The biggest mistake in top habit building is starting too big. People commit to running five miles when they haven’t jogged in years. They promise to meditate for 30 minutes when sitting still for two feels impossible. Ambitious goals feel inspiring at first. Then life happens, and those goals become another abandoned promise.

Micro habits solve this problem. A micro habit takes less than two minutes to complete. Instead of “exercise daily,” it becomes “put on workout shoes.” Instead of “read more books,” it becomes “read one page before bed.” These tiny actions seem almost laughably easy. That’s exactly the point.

BJ Fogg, a behavior scientist at Stanford, calls this approach “Tiny Habits.” His research demonstrates that small actions build the neural pathways that larger habits need. The person who reads one page tonight finds it easier to read two pages next week. The momentum compounds.

Here’s how to create effective micro habits:

  • Choose one habit to focus on first
  • Shrink it until it takes under two minutes
  • Attach it to an existing daily action
  • Celebrate immediately after completing it

That last point matters more than most people realize. A quick fist pump or internal “nice job” releases dopamine. This positive feeling makes the brain want to repeat the behavior. Over time, the micro habit grows naturally into something bigger.

Use Habit Stacking to Build Momentum

Habit stacking is one of the most practical top habit building techniques available. The concept is simple: link a new habit to an existing one. The formula looks like this: “After I [current habit], I will [new habit].”

Why does this work so well? Existing habits already have strong neural connections. They happen almost automatically. By attaching a new behavior to an established one, that automatic quality transfers.

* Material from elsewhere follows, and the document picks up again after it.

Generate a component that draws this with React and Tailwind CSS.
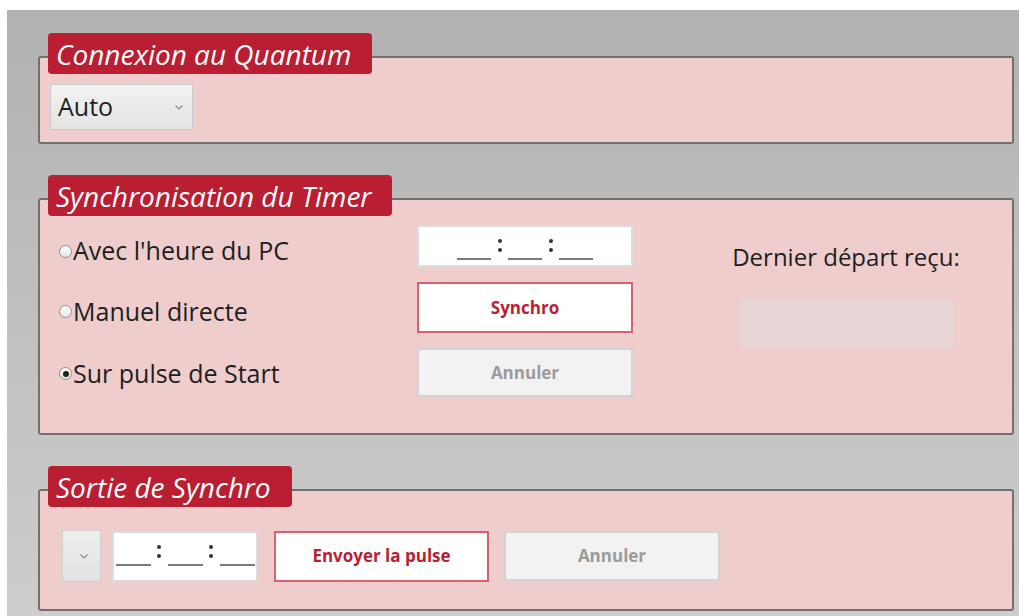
import React from "react";

const font = { fontFamily: '"Open Sans", "Noto Sans", sans-serif' };

function Chevron({ className = "" }) {
  return (
    <svg width="8" height="5" viewBox="0 0 8 5" className={className}>
      <polyline points="0.5,0.5 4,4 7.5,0.5" fill="none" stroke="#8a8a8a" strokeWidth="1.2" />
    </svg>
  );
}

function Group({ title, children, className = "" }) {
  return (
    <div className={`rounded-[3px] border-2 border-[#707070] bg-[#efcdcc] ${className}`}>
      <div className="-mt-[25px] ml-[8px] flex h-[41px] w-fit items-center rounded-[4px] bg-[#b91e33] pl-[8px] pr-[21px] text-[28px] italic leading-none text-white">
        {title}
      </div>
      {children}
    </div>
  );
}

function Colon({ mb }) {
  return (
    <div className={`flex w-[17px] flex-col items-center gap-[5px] ${mb}`}>
      <span className="h-[4px] w-[4px] rounded-full bg-[#333]" />
      <span className="h-[4px] w-[4px] rounded-full bg-[#333]" />
    </div>
  );
}

function TimeMask({ seg, pb, colonMb }) {
  return (
    <div className={`flex items-end justify-center ${pb}`}>
      <span className={`h-[2px] ${seg} bg-[#7a7a7a]`} />
      <Colon mb={colonMb} />
      <span className={`h-[2px] ${seg} bg-[#7a7a7a]`} />
      <Colon mb={colonMb} />
      <span className={`h-[2px] ${seg} bg-[#7a7a7a]`} />
    </div>
  );
}

function Radio({ checked, label }) {
  return (
    <div className="flex items-center">
      <span className="flex h-[13px] w-[13px] items-center justify-center rounded-full border border-[#8d8d8d] bg-gradient-to-b from-white to-[#e6e6e6]">
        {checked && <span className="h-[6px] w-[6px] rounded-full bg-[#222]" />}
      </span>
      <span className="ml-[1px] text-[25px] text-[#1e1e1e]">{label}</span>
    </div>
  );
}

export default function App() {
  return (
    <div className="min-h-[616px] w-[1019px] bg-white pl-[7px] pt-[10px]" style={font}>
      <div className="h-[606px] bg-gradient-to-b from-[#b2b2b2] to-[#cdcdcd] pl-[31px] pr-[5px] pt-[46px]">
        {/* Connexion */}
        <Group title="Connexion au Quantum" className="pb-[12px]">
          <div className="ml-[10px] mt-[10px] flex h-[46px] w-[143px] items-center justify-between border border-[#c9c9c9] bg-gradient-to-b from-[#f2f2f2] to-[#e4e4e4] pl-[7px] pr-[9px]">
            <span className="text-[25px] text-[#1e1e1e]">Auto</span>
            <Chevron />
          </div>
        </Group>

        {/* Synchronisation */}
        <Group title="Synchronisation du Timer" className="mt-[54px] pb-[36px]">
          <div className="mt-[9px] flex">
            <div className="flex w-[377px] flex-col gap-[15px] pl-[19px]">
              <div className="flex h-[42px] items-center pt-[10px]">
                <Radio label="Avec l'heure du PC" />
              </div>
              <div className="flex h-[51px] items-center pt-[8px]">
                <Radio label="Manuel directe" />
              </div>
              <div className="flex h-[49px] items-center pt-[2px]">
                <Radio checked label="Sur pulse de Start" />
              </div>
            </div>
            <div className="flex w-[216px] flex-col gap-[15px]">
              <div className="h-[42px] border-2 border-[#dcdcdc] bg-white">
                <TimeMask seg="w-[34px]" pb="h-full pb-[5px]" colonMb="mb-[8px]" />
              </div>
              <button className="h-[51px] border-2 border-[#d9606f] bg-white text-[17px] font-bold text-[#b91e33]">
                Synchro
              </button>
              <button className="h-[49px] border-2 border-[#d2d2d2] bg-[#f2f2f2] text-[17px] font-bold text-[#9b9b9b]">
                Annuler
              </button>
            </div>
            <div className="ml-[93px] flex w-[240px] flex-col items-center">
              <span className="mt-[14px] text-[24px] text-[#1e1e1e]">Dernier départ reçu:</span>
              <div className="mt-[25px] h-[48px] w-[213px] bg-[#e8d6d6]" />
            </div>
          </div>
        </Group>

        {/* Sortie */}
        <Group title="Sortie de Synchro" className="mt-[54px] pb-[27px]">
          <div className="ml-[22px] mt-[23px] flex items-center">
            <div className="flex h-[52px] w-[39px] items-center justify-center border border-[#cfcfcf] bg-gradient-to-b from-[#eeeeee] to-[#e2e2e2] pl-[4px]">
              <Chevron />
            </div>
            <div className="ml-[11px] h-[51px] w-[146px] border-2 border-[#dcdcdc] bg-white">
              <TimeMask seg="w-[35px]" pb="h-full pb-[14px]" colonMb="mb-[8px]" />
            </div>
            <button className="ml-[16px] h-[51px] w-[215px] border-2 border-[#d9606f] bg-white text-[17px] font-bold text-[#b91e33]">
              Envoyer la pulse
            </button>
            <button className="ml-[15px] h-[50px] w-[216px] border-2 border-[#d2d2d2] bg-[#f2f2f2] text-[17px] font-bold text-[#9b9b9b]">
              Annuler
            </button>
          </div>
        </Group>
      </div>
    </div>
  );
}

Some examples of habit stacking in action:

  • After pouring morning coffee, write three things to accomplish today
  • After sitting down at a desk, take three deep breaths
  • After brushing teeth at night, floss one tooth
  • After closing the laptop for the day, review tomorrow’s schedule

The key is choosing an anchor habit that happens consistently. Sporadic triggers create sporadic results. Daily routines like waking up, eating meals, or arriving home work best as anchors.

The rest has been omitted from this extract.